Askren is not the strongest or the fastest guy in any wrestling room. His technique in college was known as "the funk" because no one knew how to describe it. The flexibility, the stubborn refusal to get taken down and unorthodox moves were all things that the wrestling world had not seen before. As he became a four-time national finalist, many in the wrestling community were impressed, but said that his style would never translate to freestyle wrestling, one of two styles in the Olympics. If he wanted an Olympic gold medal, he would need to wait until 2012.
Then, he won a U.S. senior national championship in April, and had no trouble at the trials. He completely changed his wrestling style, and was headed to the Olympics, four years ahead of the schedule wrestling traditionalists had set for him. Of course, he never believed in that schedule:
"If anyone would have said that (it was more realistic to prepare for 2012) I would have laughed in their face and said, `Yeah right, I'm making it in 2008.' But a lot of people thought that, and that was never on my mind. You can't plan six years ahead. That would be like giving up on these games, and I wasn't ready to give up. I'm never ready to give up."

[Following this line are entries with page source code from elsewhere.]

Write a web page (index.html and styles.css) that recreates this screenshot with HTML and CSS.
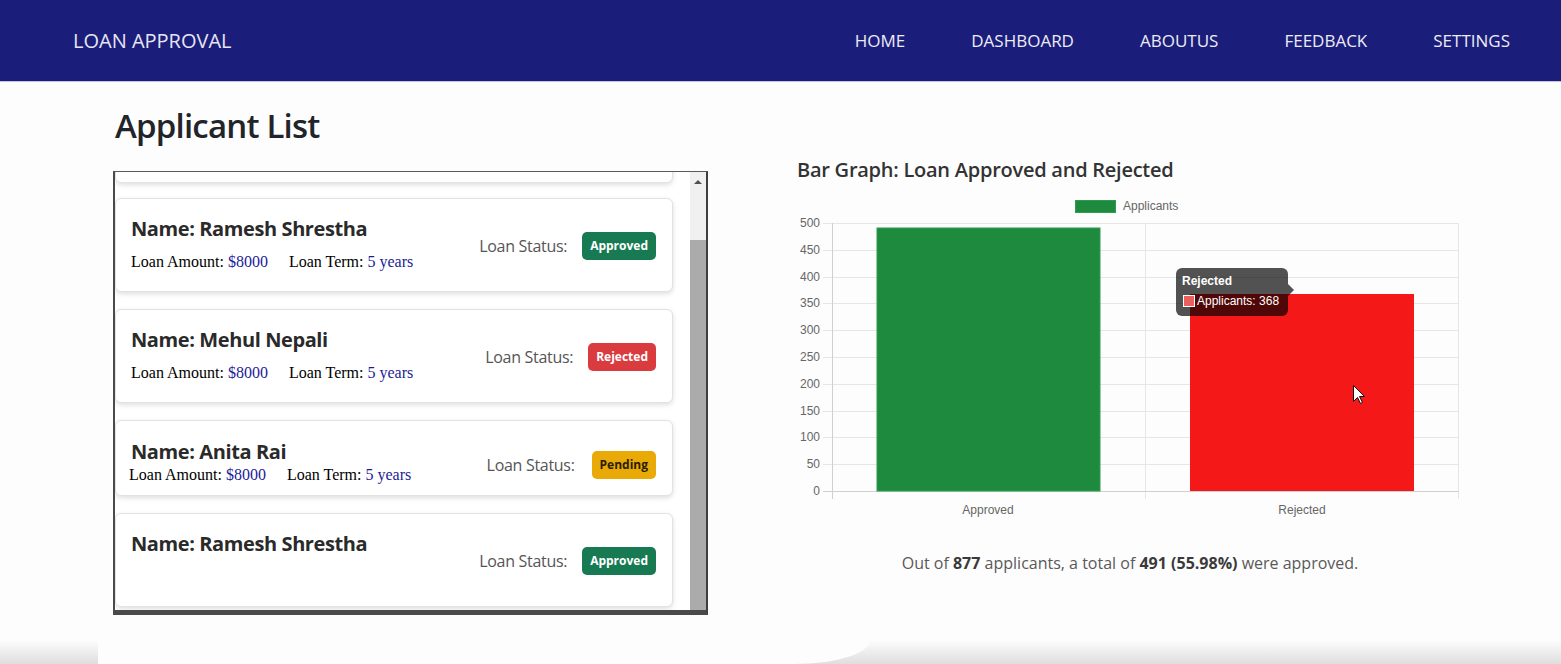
FILE: index.html
```html
<!DOCTYPE html>
<html lang="en">
<head>
<meta charset="utf-8">
<title>Loan Approval</title>
<link rel="stylesheet" href="styles.css">
</head>
<body>
<nav class="navbar">
  <a class="brand" href="#">LOAN APPROVAL</a>
  <ul class="nav-links">
    <li><a href="#">HOME</a></li>
    <li><a href="#">DASHBOARD</a></li>
    <li><a href="#">ABOUTUS</a></li>
    <li><a href="#">FEEDBACK</a></li>
    <li><a href="#">SETTINGS</a></li>
  </ul>
</nav>

<main class="main">
  <section class="left-col">
    <h1 class="page-title">Applicant List</h1>
    <div class="list-box">
      <div class="list-scroll">
        <div class="card card-partial"></div>

        <div class="card">
          <div class="card-info">
            <h5 class="name">Name: Ramesh Shrestha</h5>
            <p class="details">Loan Amount: <span class="val">$8000</span><span class="sep"></span>Loan Term: <span class="val">5 years</span></p>
          </div>
          <div class="status"><span class="status-label">Loan Status:</span><span class="badge badge-approved">Approved</span></div>
        </div>

        <div class="card">
          <div class="card-info">
            <h5 class="name">Name: Mehul Nepali</h5>
            <p class="details">Loan Amount: <span class="val">$8000</span><span class="sep"></span>Loan Term: <span class="val">5 years</span></p>
          </div>
          <div class="status"><span class="status-label">Loan Status:</span><span class="badge badge-rejected">Rejected</span></div>
        </div>

        <div class="card card-short">
          <div class="card-info">
            <h5 class="name">Name: Anita Rai</h5>
            <p class="details">Loan Amount: <span class="val">$8000</span><span class="sep"></span>Loan Term: <span class="val">5 years</span></p>
          </div>
          <div class="status"><span class="status-label">Loan Status:</span><span class="badge badge-pending">Pending</span></div>
        </div>

        <div class="card">
          <div class="card-info">
            <h5 class="name">Name: Ramesh Shrestha</h5>
            <p class="details"></p>
          </div>
          <div class="status"><span class="status-label">Loan Status:</span><span class="badge badge-approved">Approved</span></div>
        </div>
      </div>
      <div class="scrollbar">
        <div class="scroll-arrow"></div>
        <div class="scroll-track"><div class="scroll-thumb"></div></div>
      </div>
    </div>
  </section>

  <section class="right-col">
    <h4 class="chart-title">Bar Graph: Loan Approved and Rejected</h4>
    <svg class="chart" width="680" height="335" viewBox="0 0 680 335" xmlns="http://www.w3.org/2000/svg">
      <g class="grid" stroke="#e6e6e6" stroke-width="1">
        <line x1="33" y1="33.5" x2="669" y2="33.5"/>
        <line x1="33" y1="60.5" x2="669" y2="60.5"/>
        <line x1="33" y1="87.5" x2="669" y2="87.5"/>
        <line x1="33" y1="113.5" x2="669" y2="113.5"/>
        <line x1="33" y1="140.5" x2="669" y2="140.5"/>
        <line x1="33" y1="167.5" x2="669" y2="167.5"/>
        <line x1="33" y1="194.5" x2="669" y2="194.5"/>
        <line x1="33" y1="221.5" x2="669" y2="221.5"/>
        <line x1="33" y1="247.5" x2="669" y2="247.5"/>
        <line x1="33" y1="274.5" x2="669" y2="274.5"/>
        <line x1="355.5" y1="33" x2="355.5" y2="309"/>
        <line x1="668.5" y1="33" x2="668.5" y2="309"/>
      </g>
      <line x1="33" y1="301.5" x2="669" y2="301.5" stroke="#d0d0d0"/>
      <line x1="42.5" y1="33" x2="42.5" y2="309" stroke="#d0d0d0"/>
      <g class="ylabels" font-family="'Liberation Sans', Arial, sans-serif" font-size="12" fill="#666" text-anchor="end">
        <text x="30" y="37">500</text>
        <text x="30" y="64">450</text>
        <text x="30" y="91">400</text>
        <text x="30" y="117">350</text>
        <text x="30" y="144">300</text>
        <text x="30" y="171">250</text>
        <text x="30" y="198">200</text>
        <text x="30" y="225">150</text>
        <text x="30" y="251">100</text>
        <text x="30" y="278">50</text>
        <text x="30" y="305">0</text>
      </g>
      <rect x="87" y="38" width="223" height="263" fill="#1e8a3e" stroke="#2e9c4e" stroke-width="1"/>
      <rect x="400" y="104" width="224" height="197" fill="#f41818"/>
      <rect x="285.5" y="10.5" width="40" height="12" fill="#1e8a3e" stroke="#2e9c4e"/>
      <text x="333" y="20" font-family="'Liberation Sans', Arial, sans-serif" font-size="12" fill="#666">Applicants</text>
      <g font-family="'Liberation Sans', Arial, sans-serif" font-size="12" fill="#666" text-anchor="middle">
        <text x="198" y="324">Approved</text>
        <text x="512" y="324">Rejected</text>
      </g>
      <g class="tooltip">
        <rect x="386" y="78" width="112" height="48" rx="6" fill="rgba(0,0,0,0.68)"/>
        <path d="M498 94 L504 100 L498 106 Z" fill="rgba(0,0,0,0.68)"/>
        <text x="392" y="95" font-family="'Liberation Sans', Arial, sans-serif" font-size="12" font-weight="bold" fill="#fff">Rejected</text>
        <rect x="393.5" y="105.5" width="11" height="11" fill="#e8615e" stroke="#fff" stroke-width="1"/>
        <text x="407" y="115" font-family="'Liberation Sans', Arial, sans-serif" font-size="12" fill="#fff">Applicants: 368</text>
      </g>
      <path class="cursor" d="M563.5 195.5 L563.5 211.5 L567.5 207.5 L570.5 213.5 L572.5 212.5 L569.5 206.5 L574.5 206.5 Z" fill="#fff" stroke="#111" stroke-width="1"/>
    </svg>
    <p class="summary">Out of <strong>877</strong> applicants, a total of <strong>491 (55.98%)</strong> were approved.</p>
  </section>
</main>

<footer class="shade">
  <div class="shade-panel"></div>
</footer>
</body>
</html>
```

FILE: styles.css
```css
* { box-sizing: border-box; }

html, body {
  margin: 0;
  padding: 0;
}

body {
  width: 1561px;
  height: 664px;
  overflow: hidden;
  display: flex;
  flex-direction: column;
  background: #fdfdfd;
  font-family: "Open Sans", "Noto Sans", sans-serif;
  color: #212529;
}

/* NAVBAR */
.navbar {
  flex: 0 0 81px;
  height: 81px;
  display: flex;
  align-items: center;
  justify-content: space-between;
  padding: 0 51px 0 73px;
  background: #1b1d7a;
  box-shadow: 0 1px 0 #c3c4e4;
}

.brand {
  color: #e6e6f2;
  text-decoration: none;
  font-size: 20px;
  letter-spacing: 0;
}

.nav-links {
  list-style: none;
  margin: 0;
  padding: 0;
  display: flex;
  gap: 66px;
}

.nav-links a {
  color: #ececf4;
  text-decoration: none;
  font-size: 17px;
}

/* MAIN */
.main {
  flex: 1 1 auto;
  display: flex;
  padding: 24px 0 0 113px;
}

.left-col {
  width: 595px;
  flex: 0 0 595px;
}

.page-title {
  margin: 1px 0 25px 2px;
  font-size: 33px;
  line-height: 40px;
  font-weight: 600;
  letter-spacing: -0.8px;
  color: #212529;
}

.list-box {
  height: 444px;
  display: flex;
  border-top: 1px solid #5a5a5a;
  border-left: 2px solid #4a4a4a;
  border-right: 2px solid #3e3e3e;
  border-bottom: 5px solid #4a4a4a;
  background: #fff;
  overflow: hidden;
}

.list-scroll {
  flex: 1 1 auto;
  padding: 0 17px 0 0;
  overflow: hidden;
}

.card {
  display: flex;
  align-items: center;
  justify-content: space-between;
  height: 94px;
  margin-bottom: 17px;
  padding: 18px 16px 16px 15px;
  background: #fff;
  border: 1px solid #e2e2e2;
  border-radius: 6px;
  box-shadow: 0 2px 5px rgba(0, 0, 0, 0.13);
}

.card-partial {
  margin-top: -83px;
  margin-bottom: 15px;
}

.card-short {
  height: 76px;
  padding-top: 19px;
  padding-bottom: 9px;
}

.card-info {
  align-self: flex-start;
}

.name {
  margin: 0;
  font-size: 20px;
  line-height: 24px;
  font-weight: 700;
  letter-spacing: -0.4px;
  color: #2a2a2a;
}

.details {
  margin: 9px 0 0;
  min-height: 24px;
  font-family: "Liberation Serif", "Times New Roman", serif;
  font-size: 16px;
  line-height: 24px;
  color: #000;
}

.card-short .details {
  margin-top: 1px;
  margin-left: -2px;
  line-height: 20px;
}

.card-short .status {
  margin-top: 4px;
  gap: 17px;
}

.val {
  color: #1c1c96;
}

.sep {
  display: inline-block;
  width: 21px;
}

.status {
  display: flex;
  align-items: center;
  gap: 15px;
}

.status-label {
  font-size: 16px;
  color: #555;
  letter-spacing: -0.3px;
}

.badge {
  display: inline-block;
  height: 28px;
  line-height: 28px;
  padding: 0 8px;
  border-radius: 5px;
  font-size: 12px;
  font-weight: 700;
  color: #fff;
}

.badge-approved { background: #187a52; }
.badge-rejected { background: #d93b3f; }
.badge-pending { background: #e9aa08; color: #2a2000; }

/* SCROLLBAR */
.scrollbar {
  flex: 0 0 16px;
  display: flex;
  flex-direction: column;
  background: #f0f0f0;
}

.scroll-arrow {
  height: 20px;
  flex: 0 0 20px;
  display: flex;
  justify-content: center;
  align-items: center;
}

.scroll-arrow::before {
  content: "";
  width: 0;
  height: 0;
  border-left: 4px solid transparent;
  border-right: 4px solid transparent;
  border-bottom: 4px solid #505050;
}

.scroll-track {
  flex: 1 1 auto;
  padding-top: 48px;
  display: flex;
}

.scroll-thumb {
  flex: 1 1 auto;
  background: #ababab;
}

/* CHART */
.right-col {
  margin-left: 82px;
  width: 680px;
  flex: 0 0 680px;
}

.chart-title {
  margin: 53px 0 8px 7px;
  font-size: 20px;
  line-height: 24px;
  font-weight: 600;
  letter-spacing: -0.25px;
  color: #333;
}

.chart {
  display: block;
}

.summary {
  margin: 26px 0 0;
  text-align: center;
  font-size: 16px;
  line-height: 24px;
  color: #595959;
}

.summary strong {
  color: #3a3a3a;
  font-weight: 700;
}

/* BOTTOM SHADE */
.shade {
  flex: 0 0 24px;
  height: 24px;
  background: linear-gradient(to bottom, #fdfdfd, #dedede);
}

.shade-panel {
  margin-left: 98px;
  width: 772px;
  height: 24px;
  background: #fdfdfd;
  border-bottom-right-radius: 76px 24px;
}
```
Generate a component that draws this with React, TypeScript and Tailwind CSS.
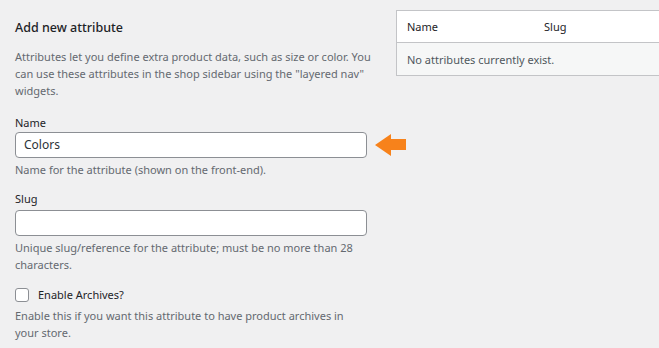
import React from "react";

const font = { fontFamily: '"Noto Sans", "Open Sans", sans-serif' };

export default function App() {
  return (
    <div
      className="flex h-[348px] w-[659px] overflow-hidden bg-[#f0f0f1] text-[#1d2327]"
      style={font}
    >
      <div className="w-[396px] shrink-0 pl-[15px] pr-[6px] pt-[19px]">
        <h2 className="text-[12.5px] leading-[18px] font-medium text-[#1d2327]">Add new attribute</h2>
        <p className="mt-[11px] text-[11px] leading-[17px] text-[#646970]">
          Attributes let you define extra product data, such as size or color. You
          <br />
          can use these attributes in the shop sidebar using the "layered nav"
          <br />
          widgets.
        </p>

        <label className="mt-[15px] block text-[11px] leading-[17px] text-[#1d2327]">Name</label>
        <div className="mt-[1px] flex w-max items-center gap-[8px]">
          <div className="flex h-[26px] w-[352px] shrink-0 items-center rounded-[4px] border border-[#8c8f94] bg-white px-[8px] text-[12px] text-[#2c3338]">
            Colors
          </div>
          <svg width="31" height="22" viewBox="0 0 31 22" className="shrink-0">
            <polygon points="0,11 16,0 16,5 31,5 31,16 16,16 16,22" fill="#f7821b" />
          </svg>
        </div>
        <p className="mt-[3px] text-[11px] leading-[17px] text-[#646970]">
          Name for the attribute (shown on the front-end).
        </p>

        <label className="mt-[12px] block text-[11px] leading-[17px] text-[#1d2327]">Slug</label>
        <div className="mt-[3px] h-[26px] w-[352px] rounded-[4px] border border-[#8c8f94] bg-white" />
        <p className="mt-[3px] text-[11px] leading-[17px] text-[#646970]">
          Unique slug/reference for the attribute; must be no more than 28
          <br />
          characters.
        </p>

        <label className="mt-[13px] flex items-center gap-[9px] text-[11px] leading-[17px] text-[#1d2327]">
          <span className="h-[14px] w-[14px] rounded-[3px] border border-[#8c8f94] bg-white" />
          Enable Archives?
        </label>
        <p className="mt-[4px] text-[11px] leading-[17px] text-[#646970]">
          Enable this if you want this attribute to have product archives in
          <br />
          your store.
        </p>
      </div>

      <div className="pt-[10px]">
        <div className="w-[300px] border border-[#c3c4c7] bg-white text-[11px] leading-[17px]">
          <div className="flex h-[32px] items-center border-b border-[#c3c4c7] pl-[10px] text-[#1d2327]">
            <span className="w-[137px]">Name</span>
            <span>Slug</span>
          </div>
          <div className="flex h-[32px] items-center bg-[#f6f7f7] pl-[10px] text-[#50575e]">
            No attributes currently exist.
          </div>
        </div>
      </div>
    </div>
  );
}
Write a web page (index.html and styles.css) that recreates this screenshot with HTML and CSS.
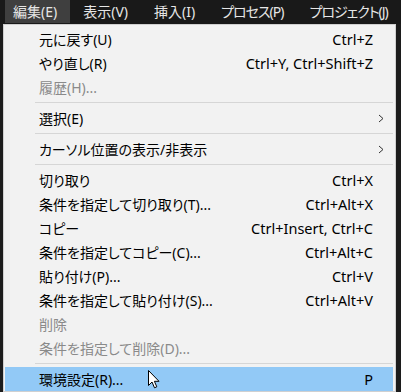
FILE: index.html
```html
<!DOCTYPE html>
<html lang="ja">
<head>
    <meta charset="UTF-8">
    <title>編集メニュー</title>
    <link rel="stylesheet" href="styles.css">
</head>
<body>
    <div class="menubar">
        <span class="top-item active">編集(E)</span>
        <span class="top-item">表示(V)</span>
        <span class="top-item">挿入(I)</span>
        <span class="top-item kana">プロセス(P)</span>
        <span class="top-item kana">プロジェクト(J)</span>
    </div>
    <div class="menu">
        <div class="item"><span>元に戻す(U)</span><span class="key">Ctrl+Z</span></div>
        <div class="item"><span>やり直し(R)</span><span class="key">Ctrl+Y, Ctrl+Shift+Z</span></div>
        <div class="item disabled"><span>履歴(H)...</span></div>
        <div class="sep"></div>
        <div class="item sub"><span>選択(E)</span>
            <svg class="chev" width="6" height="9" viewBox="0 0 6 9"><path d="M1 1 L5 4.5 L1 8" fill="none" stroke="#333" stroke-width="1"/></svg>
        </div>
        <div class="sep"></div>
        <div class="item sub"><span>カーソル位置の表示/非表示</span>
            <svg class="chev" width="6" height="9" viewBox="0 0 6 9"><path d="M1 1 L5 4.5 L1 8" fill="none" stroke="#333" stroke-width="1"/></svg>
        </div>
        <div class="sep"></div>
        <div class="item"><span>切り取り</span><span class="key">Ctrl+X</span></div>
        <div class="item"><span>条件を指定して切り取り(T)...</span><span class="key">Ctrl+Alt+X</span></div>
        <div class="item"><span>コピー</span><span class="key">Ctrl+Insert, Ctrl+C</span></div>
        <div class="item"><span>条件を指定してコピー(C)...</span><span class="key">Ctrl+Alt+C</span></div>
        <div class="item"><span>貼り付け(P)...</span><span class="key">Ctrl+V</span></div>
        <div class="item"><span>条件を指定して貼り付け(S)...</span><span class="key">Ctrl+Alt+V</span></div>
        <div class="item disabled"><span>削除</span></div>
        <div class="item disabled"><span>条件を指定して削除(D)...</span></div>
        <div class="sep"></div>
        <div class="item hover"><span>環境設定(R)...</span><span class="key">P</span></div>
    </div>
    <svg class="cursor" width="13" height="19" viewBox="0 0 13 19">
        <path d="M0.5 0.5 L0.5 15.5 L4 12 L6.5 17.8 L8.8 16.8 L6.4 11.3 L11 11.3 Z" fill="#fff" stroke="#000" stroke-width="1" stroke-linejoin="miter"/>
    </svg>
</body>
</html>
```

FILE: styles.css
```css
* { margin: 0; padding: 0; box-sizing: border-box; }
body {
    font-family: "Noto Sans", "Noto Sans CJK JP", sans-serif;
    font-size: 14px;
    font-feature-settings: "palt";
    background: #1c1c1c;
    width: 401px;
    height: 392px;
    overflow: hidden;
    position: relative;
}
.menubar {
    display: flex;
    height: 24px;
    padding-left: 5px;
    background: #191919;
    overflow: hidden;
    white-space: nowrap;
}
.top-item {
    flex-shrink: 0;
    height: 23px;
    line-height: 23px;
    padding: 0 13px 0 8px;
    margin-right: 5px;
    color: #e6e6e6;
}
.top-item.kana { letter-spacing: -1px; }
.top-item.active { background: #3f3f3f; }
.menu {
    width: 393px;
    margin-left: 3px;
    background: #f2f2f2;
    border: 1px solid #d0d0d0;
    padding: 2px 2px 0 1px;
}
.item {
    display: flex;
    justify-content: space-between;
    align-items: center;
    height: 24px;
    padding: 0 20px 0 34px;
    color: #000;
    white-space: nowrap;
}
.item .key { font-size: 14.5px; }
.item.sub { padding-right: 9px; }
.item.disabled { color: #8a8a8a; }
.item.hover { background: #92c9f6; }
.sep {
    height: 1px;
    margin: 3px 0 3px 30px;
    background: #d6d6d6;
}
.cursor {
    position: absolute;
    left: 148px;
    top: 370px;
}
```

Askren's competition is ridiculously difficult. To win the gold, he would need to get through Buvaisar Satiev, a Russian two-time gold medalist, and the tough Ukrainian, Ibragim Aldatov. There is a reason, though, why I believe in Ben, and you should too. He doesn't make promises that he can't keep. He promised to win the first wrestling national championship for Missouri, and he did it. He promised to make the Olympic team, and he did it. His latest promise is to bring home gold. I have learned not to doubt him.